DATA LINES:
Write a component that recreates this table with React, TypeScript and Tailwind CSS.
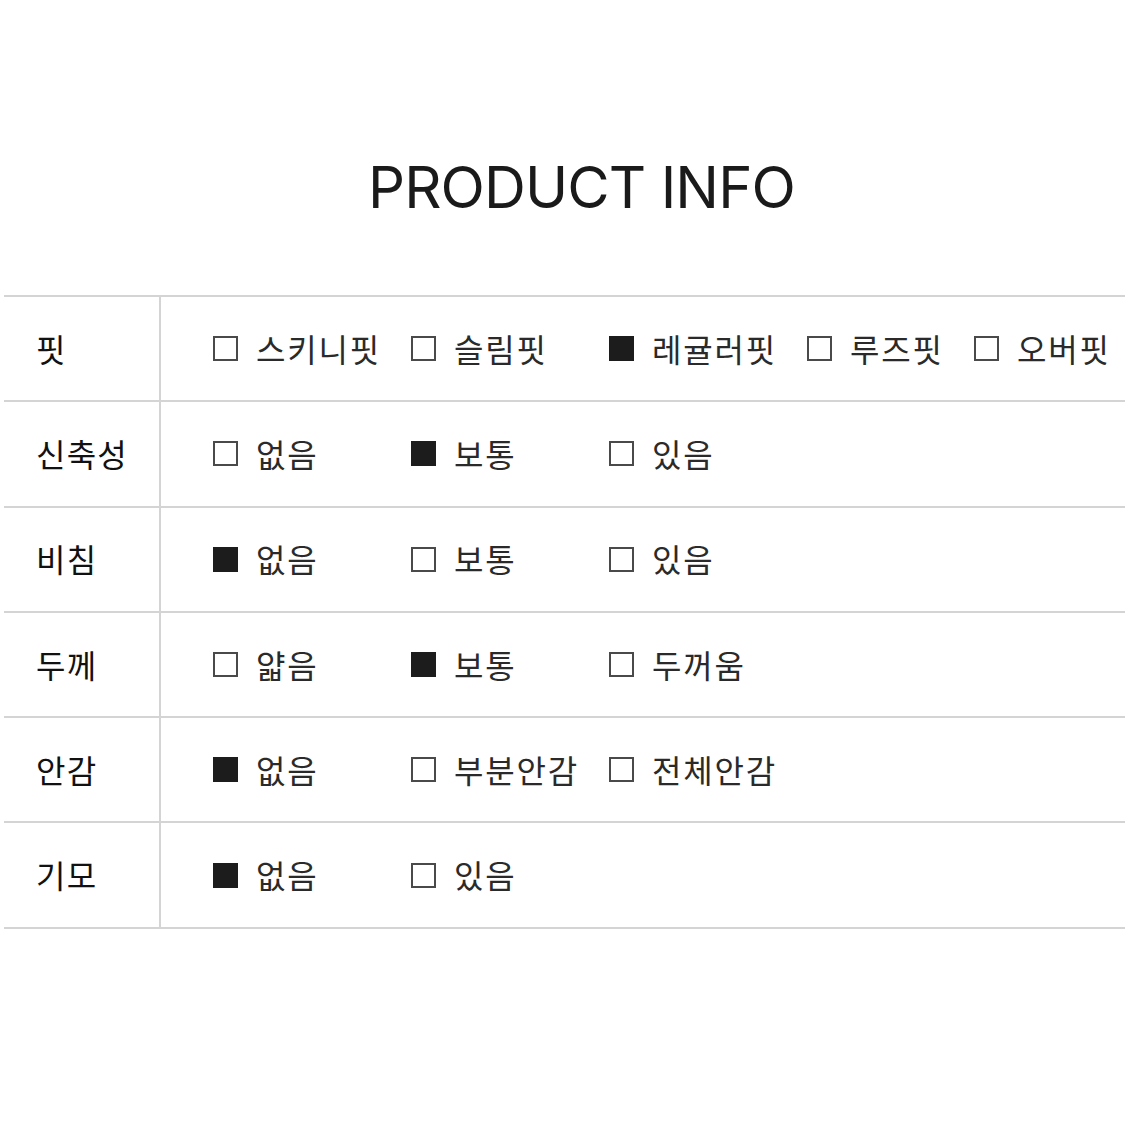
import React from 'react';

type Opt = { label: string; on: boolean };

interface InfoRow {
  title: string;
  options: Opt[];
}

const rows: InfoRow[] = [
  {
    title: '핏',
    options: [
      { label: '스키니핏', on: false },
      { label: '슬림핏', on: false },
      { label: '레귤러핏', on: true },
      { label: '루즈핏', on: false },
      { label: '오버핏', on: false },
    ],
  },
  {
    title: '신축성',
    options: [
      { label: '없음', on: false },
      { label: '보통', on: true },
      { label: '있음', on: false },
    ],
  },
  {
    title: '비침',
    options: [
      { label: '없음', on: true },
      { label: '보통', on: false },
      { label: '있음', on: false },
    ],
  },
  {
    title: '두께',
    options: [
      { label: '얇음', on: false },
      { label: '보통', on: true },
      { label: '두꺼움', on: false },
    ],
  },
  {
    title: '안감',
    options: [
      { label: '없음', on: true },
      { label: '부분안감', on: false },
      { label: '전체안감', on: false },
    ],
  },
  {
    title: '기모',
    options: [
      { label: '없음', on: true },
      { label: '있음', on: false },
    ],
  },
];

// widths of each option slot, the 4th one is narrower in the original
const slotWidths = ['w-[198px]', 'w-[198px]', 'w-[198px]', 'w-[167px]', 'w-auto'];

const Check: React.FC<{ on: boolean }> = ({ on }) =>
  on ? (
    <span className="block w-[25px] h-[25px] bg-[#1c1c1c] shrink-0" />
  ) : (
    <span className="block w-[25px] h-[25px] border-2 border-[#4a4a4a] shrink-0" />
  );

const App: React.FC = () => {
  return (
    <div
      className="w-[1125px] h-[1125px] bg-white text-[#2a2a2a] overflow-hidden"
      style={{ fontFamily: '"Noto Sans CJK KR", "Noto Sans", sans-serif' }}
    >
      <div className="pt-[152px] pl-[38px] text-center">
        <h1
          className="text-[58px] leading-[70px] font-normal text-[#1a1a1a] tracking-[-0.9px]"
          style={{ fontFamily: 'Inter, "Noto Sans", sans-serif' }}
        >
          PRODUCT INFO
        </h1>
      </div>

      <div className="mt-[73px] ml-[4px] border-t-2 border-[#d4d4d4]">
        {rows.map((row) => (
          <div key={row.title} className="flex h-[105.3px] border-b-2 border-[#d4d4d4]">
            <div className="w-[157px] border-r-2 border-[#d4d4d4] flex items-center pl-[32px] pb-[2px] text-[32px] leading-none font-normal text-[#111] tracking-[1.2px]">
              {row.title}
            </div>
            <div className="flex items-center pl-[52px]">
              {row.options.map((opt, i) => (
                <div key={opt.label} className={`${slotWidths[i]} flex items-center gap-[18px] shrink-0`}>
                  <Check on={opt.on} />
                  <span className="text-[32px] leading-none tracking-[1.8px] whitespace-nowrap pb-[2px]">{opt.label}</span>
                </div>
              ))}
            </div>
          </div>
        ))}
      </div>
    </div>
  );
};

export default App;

EXERCISE OBJECTIVE: Each line above is to be copied verbatim. Drop any image from the copy.

OUTPUT BELOW:
Write a component that recreates this table with React, TypeScript and Tailwind CSS.
import React from 'react';

type Opt = { label: string; on: boolean };

interface InfoRow {
  title: string;
  options: Opt[];
}

const rows: InfoRow[] = [
  {
    title: '핏',
    options: [
      { label: '스키니핏', on: false },
      { label: '슬림핏', on: false },
      { label: '레귤러핏', on: true },
      { label: '루즈핏', on: false },
      { label: '오버핏', on: false },
    ],
  },
  {
    title: '신축성',
    options: [
      { label: '없음', on: false },
      { label: '보통', on: true },
      { label: '있음', on: false },
    ],
  },
  {
    title: '비침',
    options: [
      { label: '없음', on: true },
      { label: '보통', on: false },
      { label: '있음', on: false },
    ],
  },
  {
    title: '두께',
    options: [
      { label: '얇음', on: false },
      { label: '보통', on: true },
      { label: '두꺼움', on: false },
    ],
  },
  {
    title: '안감',
    options: [
      { label: '없음', on: true },
      { label: '부분안감', on: false },
      { label: '전체안감', on: false },
    ],
  },
  {
    title: '기모',
    options: [
      { label: '없음', on: true },
      { label: '있음', on: false },
    ],
  },
];

// widths of each option slot, the 4th one is narrower in the original
const slotWidths = ['w-[198px]', 'w-[198px]', 'w-[198px]', 'w-[167px]', 'w-auto'];

const Check: React.FC<{ on: boolean }> = ({ on }) =>
  on ? (
    <span className="block w-[25px] h-[25px] bg-[#1c1c1c] shrink-0" />
  ) : (
    <span className="block w-[25px] h-[25px] border-2 border-[#4a4a4a] shrink-0" />
  );

const App: React.FC = () => {
  return (
    <div
      className="w-[1125px] h-[1125px] bg-white text-[#2a2a2a] overflow-hidden"
      style={{ fontFamily: '"Noto Sans CJK KR", "Noto Sans", sans-serif' }}
    >
      <div className="pt-[152px] pl-[38px] text-center">
        <h1
          className="text-[58px] leading-[70px] font-normal text-[#1a1a1a] tracking-[-0.9px]"
          style={{ fontFamily: 'Inter, "Noto Sans", sans-serif' }}
        >
          PRODUCT INFO
        </h1>
      </div>

      <div className="mt-[73px] ml-[4px] border-t-2 border-[#d4d4d4]">
        {rows.map((row) => (
          <div key={row.title} className="flex h-[105.3px] border-b-2 border-[#d4d4d4]">
            <div className="w-[157px] border-r-2 border-[#d4d4d4] flex items-center pl-[32px] pb-[2px] text-[32px] leading-none font-normal text-[#111] tracking-[1.2px]">
              {row.title}
            </div>
            <div className="flex items-center pl-[52px]">
              {row.options.map((opt, i) => (
                <div key={opt.label} className={`${slotWidths[i]} flex items-center gap-[18px] shrink-0`}>
                  <Check on={opt.on} />
                  <span className="text-[32px] leading-none tracking-[1.8px] whitespace-nowrap pb-[2px]">{opt.label}</span>
                </div>
              ))}
            </div>
          </div>
        ))}
      </div>
    </div>
  );
};

export default App;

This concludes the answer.